Nissan Mates Man And Machine

Year after year, car manufacturers improve vehicle ‘safety’ with new technologies developed after incredible investment into research and development. But at what cost? Do drivers really want a seven-speed automatic transmission for smooth shifting or scores of multi-directional airbags adding precious weight to an already bloated ride? Who knows, but most people can agree that any automotive technology improvements are usually exciting—regardless of how practical they might be. Unfortunately, Nissan’s new plan to develop hands-free R&D driving technology rides the same fine line of an exciting development mixed with questionable practicality.  

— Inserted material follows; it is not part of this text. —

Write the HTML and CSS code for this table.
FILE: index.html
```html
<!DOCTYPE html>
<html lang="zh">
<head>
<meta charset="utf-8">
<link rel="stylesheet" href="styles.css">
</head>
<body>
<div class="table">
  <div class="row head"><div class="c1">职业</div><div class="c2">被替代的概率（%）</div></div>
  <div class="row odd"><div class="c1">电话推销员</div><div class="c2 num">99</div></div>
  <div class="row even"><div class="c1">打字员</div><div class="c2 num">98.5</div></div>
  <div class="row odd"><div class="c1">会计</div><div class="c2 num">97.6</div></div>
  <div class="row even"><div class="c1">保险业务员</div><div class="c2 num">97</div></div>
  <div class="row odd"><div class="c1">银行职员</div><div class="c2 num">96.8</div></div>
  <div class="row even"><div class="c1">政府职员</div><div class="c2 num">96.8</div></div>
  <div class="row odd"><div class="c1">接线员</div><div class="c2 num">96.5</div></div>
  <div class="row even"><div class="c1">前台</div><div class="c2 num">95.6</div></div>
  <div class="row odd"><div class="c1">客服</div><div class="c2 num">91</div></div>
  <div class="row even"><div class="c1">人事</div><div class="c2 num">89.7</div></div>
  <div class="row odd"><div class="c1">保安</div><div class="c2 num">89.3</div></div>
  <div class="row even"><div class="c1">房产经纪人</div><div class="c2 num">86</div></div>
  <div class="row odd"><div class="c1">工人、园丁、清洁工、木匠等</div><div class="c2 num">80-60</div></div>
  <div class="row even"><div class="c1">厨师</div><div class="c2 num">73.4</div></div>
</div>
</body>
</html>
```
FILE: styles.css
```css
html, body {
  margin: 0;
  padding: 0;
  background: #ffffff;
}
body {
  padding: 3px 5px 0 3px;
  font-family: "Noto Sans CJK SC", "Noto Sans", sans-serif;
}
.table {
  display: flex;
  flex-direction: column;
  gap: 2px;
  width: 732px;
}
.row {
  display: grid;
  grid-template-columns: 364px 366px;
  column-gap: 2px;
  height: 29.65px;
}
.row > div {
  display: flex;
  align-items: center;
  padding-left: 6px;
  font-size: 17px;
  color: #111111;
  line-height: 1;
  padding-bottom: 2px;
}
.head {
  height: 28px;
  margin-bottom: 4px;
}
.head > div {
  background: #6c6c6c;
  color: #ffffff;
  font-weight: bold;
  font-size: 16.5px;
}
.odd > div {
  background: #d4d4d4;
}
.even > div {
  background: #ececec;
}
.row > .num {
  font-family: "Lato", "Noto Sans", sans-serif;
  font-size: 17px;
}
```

After determining your driving patters, Nissan’s ‘car of tomorrow’ will be able to predict your next move. In theory, as the driver thinks about turning right the vehicle will prepare itself to turn, choosing the proper speed and road position for you.

Nissan’s research into mechanized driving—appropriately named Brain-Machine Interface (BMI)—is in collaboration with the École Polytechnique Fédérale de Lausanne in Switzerland (EPFL). The folks over at EPFL have already achieved some degree of success with their new systems, allowing disabled people to maneuver their wheelchairs by thought transference alone!

Professor José del R. Millán, a leader of Nissan’s joint project, stated: “The idea is to blend driver and vehicle intelligence together in such a way that eliminates conflicts between them, leading to a safer motoring environment.” While BMI technologies are already established in the scientific community, Nissan and EPFL are trying to create systems that take BMI a step further: predicting driver intent, evaluating cognition, and relating that data to the driving environment.

There are a few concerns though. The last thing we need is a poorly treated, used and abused vehicle becoming self-aware. That didn’t turn out well for John or Sarah Connor. On the other hand, it makes perfect sense to use BMI tech for individuals without the ability to steer or push the pedals. But, personally, I really enjoy shifting and taking turns at unreasonably dangerous speeds. If Nissan wants to develop cars without the fun factor of apparent danger, count me out.

While approaching Nissan’s new joint-venture with skepticism, it’s easy to appreciate the potential efficiency and safety a BMI system would create on the roads. Hopefully, if such a thing comes to fruition Nissan will manage to balance the driving experience with some level of fun and foster driver confidence in putting private thoughts into the cold, calculating hands of a machine.